>> begin DATA
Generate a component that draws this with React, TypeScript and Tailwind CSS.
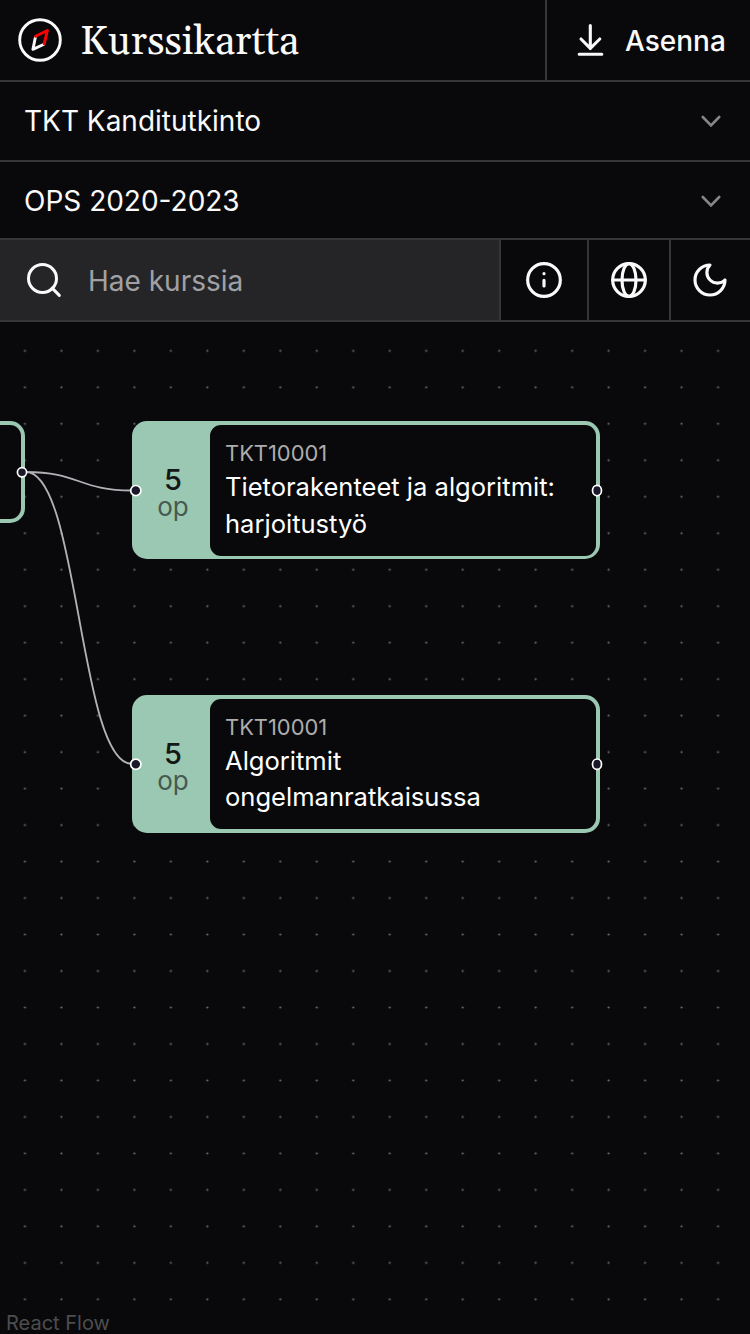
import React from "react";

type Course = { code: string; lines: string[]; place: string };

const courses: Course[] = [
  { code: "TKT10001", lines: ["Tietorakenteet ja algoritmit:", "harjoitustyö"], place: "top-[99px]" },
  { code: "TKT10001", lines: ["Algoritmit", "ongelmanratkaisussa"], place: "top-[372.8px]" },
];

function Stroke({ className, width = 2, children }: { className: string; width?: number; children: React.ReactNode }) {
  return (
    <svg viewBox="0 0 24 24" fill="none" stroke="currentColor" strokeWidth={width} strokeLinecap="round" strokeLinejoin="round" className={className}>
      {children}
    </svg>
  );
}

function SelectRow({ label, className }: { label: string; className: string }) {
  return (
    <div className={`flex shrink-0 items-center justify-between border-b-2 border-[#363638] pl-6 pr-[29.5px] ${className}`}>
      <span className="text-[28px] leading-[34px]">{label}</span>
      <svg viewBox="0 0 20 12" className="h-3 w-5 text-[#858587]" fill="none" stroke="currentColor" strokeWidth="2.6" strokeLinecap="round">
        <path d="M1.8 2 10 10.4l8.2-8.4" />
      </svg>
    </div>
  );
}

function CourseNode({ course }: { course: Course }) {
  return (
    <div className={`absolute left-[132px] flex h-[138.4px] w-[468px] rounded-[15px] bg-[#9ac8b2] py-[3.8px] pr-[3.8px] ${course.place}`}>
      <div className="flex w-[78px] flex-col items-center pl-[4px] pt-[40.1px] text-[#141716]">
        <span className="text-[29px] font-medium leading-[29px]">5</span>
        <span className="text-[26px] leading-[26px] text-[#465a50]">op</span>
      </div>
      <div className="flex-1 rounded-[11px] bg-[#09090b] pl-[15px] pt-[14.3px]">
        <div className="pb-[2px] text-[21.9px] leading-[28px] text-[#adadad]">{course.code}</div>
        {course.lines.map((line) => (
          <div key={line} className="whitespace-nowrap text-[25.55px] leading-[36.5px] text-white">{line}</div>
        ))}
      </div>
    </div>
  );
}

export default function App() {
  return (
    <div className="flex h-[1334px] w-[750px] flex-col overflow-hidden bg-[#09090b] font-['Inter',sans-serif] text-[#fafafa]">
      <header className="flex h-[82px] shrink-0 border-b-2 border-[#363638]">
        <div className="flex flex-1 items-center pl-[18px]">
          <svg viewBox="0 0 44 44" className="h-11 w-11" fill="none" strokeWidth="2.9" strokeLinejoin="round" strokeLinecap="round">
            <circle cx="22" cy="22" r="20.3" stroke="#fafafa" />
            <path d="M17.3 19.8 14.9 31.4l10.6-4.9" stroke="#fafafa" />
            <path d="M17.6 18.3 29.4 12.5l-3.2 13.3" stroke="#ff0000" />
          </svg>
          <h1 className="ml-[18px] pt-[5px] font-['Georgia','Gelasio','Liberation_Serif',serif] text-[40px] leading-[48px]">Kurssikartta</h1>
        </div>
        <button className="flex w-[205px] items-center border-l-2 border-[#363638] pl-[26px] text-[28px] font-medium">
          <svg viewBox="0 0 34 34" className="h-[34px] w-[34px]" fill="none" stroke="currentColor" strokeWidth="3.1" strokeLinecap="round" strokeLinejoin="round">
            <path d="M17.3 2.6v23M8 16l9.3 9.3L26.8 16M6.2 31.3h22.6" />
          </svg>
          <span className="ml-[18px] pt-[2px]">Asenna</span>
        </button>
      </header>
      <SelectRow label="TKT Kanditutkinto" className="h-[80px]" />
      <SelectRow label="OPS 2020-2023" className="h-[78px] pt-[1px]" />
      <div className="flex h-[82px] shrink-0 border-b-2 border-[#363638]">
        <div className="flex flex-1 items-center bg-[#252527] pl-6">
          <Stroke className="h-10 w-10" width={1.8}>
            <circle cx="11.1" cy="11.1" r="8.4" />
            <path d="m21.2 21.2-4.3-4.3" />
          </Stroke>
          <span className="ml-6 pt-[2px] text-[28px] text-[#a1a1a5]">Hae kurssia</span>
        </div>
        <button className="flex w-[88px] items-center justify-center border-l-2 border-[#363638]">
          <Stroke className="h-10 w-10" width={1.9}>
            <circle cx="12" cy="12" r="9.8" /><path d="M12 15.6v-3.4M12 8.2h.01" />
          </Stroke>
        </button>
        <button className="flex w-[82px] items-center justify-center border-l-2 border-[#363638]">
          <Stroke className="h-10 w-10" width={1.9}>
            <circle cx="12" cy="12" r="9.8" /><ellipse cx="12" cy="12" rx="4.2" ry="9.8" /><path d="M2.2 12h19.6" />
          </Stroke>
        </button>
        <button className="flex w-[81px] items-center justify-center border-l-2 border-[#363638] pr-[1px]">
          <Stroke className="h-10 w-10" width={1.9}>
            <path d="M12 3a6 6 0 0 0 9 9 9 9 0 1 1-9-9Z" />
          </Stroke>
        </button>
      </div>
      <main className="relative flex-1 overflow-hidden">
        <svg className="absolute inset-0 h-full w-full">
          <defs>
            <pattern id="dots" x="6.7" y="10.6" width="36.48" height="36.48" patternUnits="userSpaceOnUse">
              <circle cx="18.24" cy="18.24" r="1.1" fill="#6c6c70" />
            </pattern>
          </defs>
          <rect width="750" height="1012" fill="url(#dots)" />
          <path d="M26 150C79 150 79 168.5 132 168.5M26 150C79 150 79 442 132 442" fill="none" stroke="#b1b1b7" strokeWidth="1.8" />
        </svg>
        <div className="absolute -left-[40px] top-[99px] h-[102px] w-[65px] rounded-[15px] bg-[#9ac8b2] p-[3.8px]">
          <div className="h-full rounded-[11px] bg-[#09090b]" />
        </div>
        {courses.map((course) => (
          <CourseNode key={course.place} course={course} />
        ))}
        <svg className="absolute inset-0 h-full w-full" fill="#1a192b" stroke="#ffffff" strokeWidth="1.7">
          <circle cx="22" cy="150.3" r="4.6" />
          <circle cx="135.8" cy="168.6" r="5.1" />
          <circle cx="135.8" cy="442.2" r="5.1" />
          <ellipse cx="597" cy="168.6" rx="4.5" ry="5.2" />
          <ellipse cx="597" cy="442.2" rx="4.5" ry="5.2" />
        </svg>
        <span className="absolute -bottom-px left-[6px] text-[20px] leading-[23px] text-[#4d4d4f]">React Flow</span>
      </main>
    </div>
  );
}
>> end DATA
WHAT IS NEEDED
Repeat all the data as it stands, dropping any images it holds.

SOLUTION TO THIS EXERCISE
Generate a component that draws this with React, TypeScript and Tailwind CSS.
import React from "react";

type Course = { code: string; lines: string[]; place: string };

const courses: Course[] = [
  { code: "TKT10001", lines: ["Tietorakenteet ja algoritmit:", "harjoitustyö"], place: "top-[99px]" },
  { code: "TKT10001", lines: ["Algoritmit", "ongelmanratkaisussa"], place: "top-[372.8px]" },
];

function Stroke({ className, width = 2, children }: { className: string; width?: number; children: React.ReactNode }) {
  return (
    <svg viewBox="0 0 24 24" fill="none" stroke="currentColor" strokeWidth={width} strokeLinecap="round" strokeLinejoin="round" className={className}>
      {children}
    </svg>
  );
}

function SelectRow({ label, className }: { label: string; className: string }) {
  return (
    <div className={`flex shrink-0 items-center justify-between border-b-2 border-[#363638] pl-6 pr-[29.5px] ${className}`}>
      <span className="text-[28px] leading-[34px]">{label}</span>
      <svg viewBox="0 0 20 12" className="h-3 w-5 text-[#858587]" fill="none" stroke="currentColor" strokeWidth="2.6" strokeLinecap="round">
        <path d="M1.8 2 10 10.4l8.2-8.4" />
      </svg>
    </div>
  );
}

function CourseNode({ course }: { course: Course }) {
  return (
    <div className={`absolute left-[132px] flex h-[138.4px] w-[468px] rounded-[15px] bg-[#9ac8b2] py-[3.8px] pr-[3.8px] ${course.place}`}>
      <div className="flex w-[78px] flex-col items-center pl-[4px] pt-[40.1px] text-[#141716]">
        <span className="text-[29px] font-medium leading-[29px]">5</span>
        <span className="text-[26px] leading-[26px] text-[#465a50]">op</span>
      </div>
      <div className="flex-1 rounded-[11px] bg-[#09090b] pl-[15px] pt-[14.3px]">
        <div className="pb-[2px] text-[21.9px] leading-[28px] text-[#adadad]">{course.code}</div>
        {course.lines.map((line) => (
          <div key={line} className="whitespace-nowrap text-[25.55px] leading-[36.5px] text-white">{line}</div>
        ))}
      </div>
    </div>
  );
}

export default function App() {
  return (
    <div className="flex h-[1334px] w-[750px] flex-col overflow-hidden bg-[#09090b] font-['Inter',sans-serif] text-[#fafafa]">
      <header className="flex h-[82px] shrink-0 border-b-2 border-[#363638]">
        <div className="flex flex-1 items-center pl-[18px]">
          <svg viewBox="0 0 44 44" className="h-11 w-11" fill="none" strokeWidth="2.9" strokeLinejoin="round" strokeLinecap="round">
            <circle cx="22" cy="22" r="20.3" stroke="#fafafa" />
            <path d="M17.3 19.8 14.9 31.4l10.6-4.9" stroke="#fafafa" />
            <path d="M17.6 18.3 29.4 12.5l-3.2 13.3" stroke="#ff0000" />
          </svg>
          <h1 className="ml-[18px] pt-[5px] font-['Georgia','Gelasio','Liberation_Serif',serif] text-[40px] leading-[48px]">Kurssikartta</h1>
        </div>
        <button className="flex w-[205px] items-center border-l-2 border-[#363638] pl-[26px] text-[28px] font-medium">
          <svg viewBox="0 0 34 34" className="h-[34px] w-[34px]" fill="none" stroke="currentColor" strokeWidth="3.1" strokeLinecap="round" strokeLinejoin="round">
            <path d="M17.3 2.6v23M8 16l9.3 9.3L26.8 16M6.2 31.3h22.6" />
          </svg>
          <span className="ml-[18px] pt-[2px]">Asenna</span>
        </button>
      </header>
      <SelectRow label="TKT Kanditutkinto" className="h-[80px]" />
      <SelectRow label="OPS 2020-2023" className="h-[78px] pt-[1px]" />
      <div className="flex h-[82px] shrink-0 border-b-2 border-[#363638]">
        <div className="flex flex-1 items-center bg-[#252527] pl-6">
          <Stroke className="h-10 w-10" width={1.8}>
            <circle cx="11.1" cy="11.1" r="8.4" />
            <path d="m21.2 21.2-4.3-4.3" />
          </Stroke>
          <span className="ml-6 pt-[2px] text-[28px] text-[#a1a1a5]">Hae kurssia</span>
        </div>
        <button className="flex w-[88px] items-center justify-center border-l-2 border-[#363638]">
          <Stroke className="h-10 w-10" width={1.9}>
            <circle cx="12" cy="12" r="9.8" /><path d="M12 15.6v-3.4M12 8.2h.01" />
          </Stroke>
        </button>
        <button className="flex w-[82px] items-center justify-center border-l-2 border-[#363638]">
          <Stroke className="h-10 w-10" width={1.9}>
            <circle cx="12" cy="12" r="9.8" /><ellipse cx="12" cy="12" rx="4.2" ry="9.8" /><path d="M2.2 12h19.6" />
          </Stroke>
        </button>
        <button className="flex w-[81px] items-center justify-center border-l-2 border-[#363638] pr-[1px]">
          <Stroke className="h-10 w-10" width={1.9}>
            <path d="M12 3a6 6 0 0 0 9 9 9 9 0 1 1-9-9Z" />
          </Stroke>
        </button>
      </div>
      <main className="relative flex-1 overflow-hidden">
        <svg className="absolute inset-0 h-full w-full">
          <defs>
            <pattern id="dots" x="6.7" y="10.6" width="36.48" height="36.48" patternUnits="userSpaceOnUse">
              <circle cx="18.24" cy="18.24" r="1.1" fill="#6c6c70" />
            </pattern>
          </defs>
          <rect width="750" height="1012" fill="url(#dots)" />
          <path d="M26 150C79 150 79 168.5 132 168.5M26 150C79 150 79 442 132 442" fill="none" stroke="#b1b1b7" strokeWidth="1.8" />
        </svg>
        <div className="absolute -left-[40px] top-[99px] h-[102px] w-[65px] rounded-[15px] bg-[#9ac8b2] p-[3.8px]">
          <div className="h-full rounded-[11px] bg-[#09090b]" />
        </div>
        {courses.map((course) => (
          <CourseNode key={course.place} course={course} />
        ))}
        <svg className="absolute inset-0 h-full w-full" fill="#1a192b" stroke="#ffffff" strokeWidth="1.7">
          <circle cx="22" cy="150.3" r="4.6" />
          <circle cx="135.8" cy="168.6" r="5.1" />
          <circle cx="135.8" cy="442.2" r="5.1" />
          <ellipse cx="597" cy="168.6" rx="4.5" ry="5.2" />
          <ellipse cx="597" cy="442.2" rx="4.5" ry="5.2" />
        </svg>
        <span className="absolute -bottom-px left-[6px] text-[20px] leading-[23px] text-[#4d4d4f]">React Flow</span>
      </main>
    </div>
  );
}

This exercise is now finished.